Eine Störung des vegetativen Nervensystems gefährdet den ordnungsgemäßen Ablauf lebenswichtiger körperlicher Prozesse. Bei Schädigung der Nerven oder des Gehirns kann es daher zu Störungen des vegetativen Nervensystems kommen.

Ursachen für vegetative Störungen

In vielen Fällen lässt sich bei einer Störung des vegetativen Nervensystems keine konkrete Ursache ausmachen. Mögliche auslösende Krankheiten sind:

  • Diabetes mellitus: Ein unbehandelter oder schlecht eingestellter Diabetes mellitus kann das Nervensystem schädigen. Ein Beispiel ist der Blutdruckabfall beim Aufstehen (orthostatische Hypotonie), wenn infolge eines Diabetes Nerven geschädigt sind, die normalerweise beim Stehen einen blutdrucksteigernden Reflex auslösen.
  • Verletzungen vor allem in der Nähe des Rückenmarks, bei denen Verbindungen im Nervensystem beschädigt werden können
  • Horner-Syndrom, eine Störung des Sympathikusanteils, der unter anderem die Augen nervlich anbindet
  • Tumor des Nebennierenmarks (Phäochromozytom), wodurch zu viele Neurotransmitter freigesetzt werden, die zu einer kaum zu senkende Erhöhung des Blutdrucks führen
  • virale oder bakterielle Infektionen
  • Multisystematrophie, eine Erkrankung, die viele Systeme betrifft, darunter auch das autonome Nervensystem
  • genetisch bedingte oder erworbene Erkrankungen wie Amyloidose
  • Eine ausgewogene Ernährung unterstützt das Gleichgewicht der Aktivität von Sympathikus und Parasympathikus, übermäßiger Konsum von Alkohol kann Sympathikus und Parasympathikus beeinträchtigen.

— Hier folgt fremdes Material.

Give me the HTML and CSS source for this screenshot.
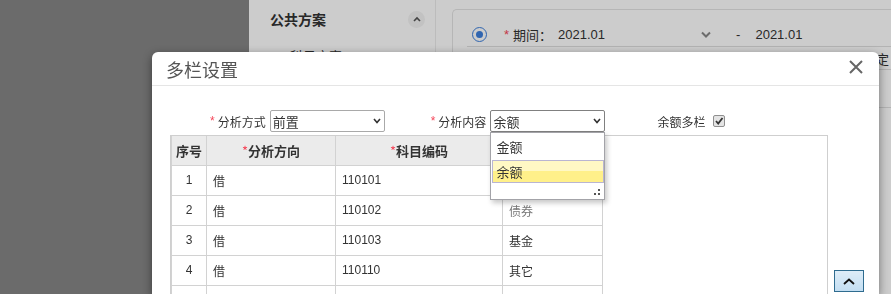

Symptome bei vegetativen Störungen

Eindeutige Krankheitszeichen bei Problemen mit dem vegetativen Nervensystem gibt es nicht. Liegt eine andere Erkrankung zugrunde, wird diese behandelt. Wenn keine Grunderkrankung ausgemacht werden kann oder diese nicht heilbar ist, konzentriert sich die Behandlung auf die Symptomlinderung, zum Beispiel die Blutdruckstabilisierung bei orthostatischer Hypotonie.